Those of us deeply entrenched in the corporate jungle would agree that if there are two things we look forward to each year it would be our bonus and the quarterly/annual performance review. Whereas the former is usually met with delightful anticipation, the latter perhaps, not quite so – depending on how you are rated by your immediate boss.
I am a big advocate of performance reviews. You may have had some bad experiences with them, but you must see the merit in having some form of feedback mechanism on how big or small an impact your performance makes in the company you work for.
At some point during the course of your career you are likely to get an unflattering performance review. Depending on how bad you perceive the result to be, some of you may be inclined to immediately resign and shop for an employer than can appreciate your skills. It is perhaps a solution, but probably a little drastic in most cases and may not at all solve the real problem. Here are some tips to consider before you make any decision:
1. Evaluate what was actually said and try not to get too emotional – If your boss pointed out concerns regarding your performance, take a moment to focus on what was actually said. In fact, try not to be hasty with your rebuttal and understand clearly where your Boss is coming from. Stay calm, and don’t take any remarks personally—even the ones that hurt or you feel are unfair. Above all, don’t argue or force him/her into a corner to defend his/her comments.
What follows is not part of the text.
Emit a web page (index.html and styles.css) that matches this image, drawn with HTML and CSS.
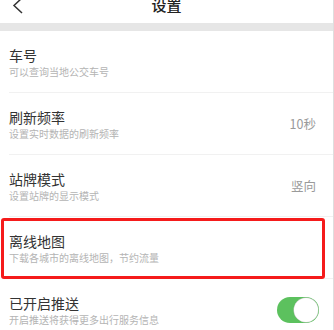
FILE: index.html
```html
<!DOCTYPE html>
<html lang="zh-CN">
<head>
  <meta charset="UTF-8">
  <meta name="viewport" content="width=device-width, initial-scale=1.0">
  <title>设置</title>
  <link rel="stylesheet" href="styles.css">
</head>
<body>
  <div class="page">
    <div class="nav-bar">
      <svg class="back" width="12" height="18" viewBox="0 0 12 18">
        <polyline points="10,1 2,8.5 10,16" fill="none" stroke="#333" stroke-width="1.5"/>
      </svg>
      <div class="nav-title">设置</div>
    </div>
    <div class="gap-band"></div>

    <div class="setting-list">
      <div class="setting-row">
        <div class="setting-text">
          <div class="setting-title">车号</div>
          <div class="setting-desc">可以查询当地公交车号</div>
        </div>
      </div>
      <div class="setting-row">
        <div class="setting-text">
          <div class="setting-title">刷新频率</div>
          <div class="setting-desc">设置实时数据的刷新频率</div>
        </div>
        <div class="setting-value">10秒</div>
      </div>
      <div class="setting-row">
        <div class="setting-text">
          <div class="setting-title">站牌模式</div>
          <div class="setting-desc">设置站牌的显示模式</div>
        </div>
        <div class="setting-value">竖向</div>
      </div>
      <div class="setting-row highlighted">
        <div class="setting-text">
          <div class="setting-title">离线地图</div>
          <div class="setting-desc">下载各城市的离线地图，节约流量</div>
        </div>
        <div class="highlight-box"></div>
      </div>
      <div class="setting-row">
        <div class="setting-text">
          <div class="setting-title">已开启推送</div>
          <div class="setting-desc">开启推送将获得更多出行服务信息</div>
        </div>
        <div class="switch on"><span class="knob"></span></div>
      </div>
    </div>
  </div>
</body>
</html>
```

FILE: styles.css
```css
/* General */
body {
  margin: 0;
  background: #fff;
  font-family: 'Noto Sans CJK SC', 'Noto Sans', sans-serif;
  color: #333;
  overflow: hidden;
}

.page {
  width: 333px;
  min-height: 100vh;
  border-right: 1px solid #dedede;
}

/* Nav bar (scrolled up, only the bottom part shows) */
.nav-bar {
  position: relative;
  height: 23px;
  display: flex;
  justify-content: center;
  align-items: flex-start;
}

.back {
  position: absolute;
  left: 12px;
  top: -3px;
}

.nav-title {
  font-size: 15px;
  font-weight: 500;
  line-height: 10px;
  color: #222;
}

.gap-band {
  height: 8px;
  background: #e6e6e6;
}

/* Settings list */
.setting-row {
  position: relative;
  height: 61px;
  margin-left: 9px;
  padding-right: 17px;
  border-bottom: 1px solid #f1f1f1;
  display: flex;
  align-items: center;
  justify-content: space-between;
}

.setting-title {
  font-size: 14px;
  line-height: 20px;
  color: #333;
}

.setting-desc {
  font-size: 10px;
  line-height: 14px;
  color: #b4b4b4;
}

.setting-value {
  font-size: 12.5px;
  color: #9a9a9a;
}

.highlight-box {
  position: absolute;
  left: -8px;
  right: 8px;
  top: 1px;
  bottom: -1px;
  border: 3px solid #f51b1b;
  border-radius: 3px;
}

/* Switch */
.switch {
  position: relative;
  width: 42px;
  height: 26px;
  border-radius: 13px;
  background: #5cc15e;
  margin-right: -3px;
}

.switch .knob {
  position: absolute;
  right: 1px;
  top: 1px;
  width: 24px;
  height: 24px;
  border-radius: 50%;
  background: #fff;
  box-shadow: 0 0 0 0.5px #c8c8c8;
}
```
2. Win your Boss over – Getting a negative mark on your performance review doesn’t automatically mean the demise of your career. There is, in fact, an opportunity for you here to win your Boss over and possibly receive a second chance. Study your Boss’ comments regarding your accomplishments and subtly work into the conversation other accomplishments he may have overlooked. After you and your boss have gone over the positive comments, mention that you’re concerned about how the negative comments will affect your future in the company. If the negative comments outweigh the positive comments, ask your Boss to consider giving you a second chance and turn things around moving forward.
3. Thank your Boss for his honesty and file your rebuttal or appeal if you still feel he mis-graded you in some points – If you think that your boss’ critique was completely wrong and you have facts to back you up, then you certainly have the right to offer a rebuttal. You may, however, consider doing this a few days later, when you have had an opportunity to calm down and look at the situation again, more objectively this time. Gather your thoughts, put them in a logical order and once you are prepared, set a meeting with your Boss and present your thoughts with your emotions in check.
And lastly, PERFORM, PERFORM, and if possible, OUTPERFORM.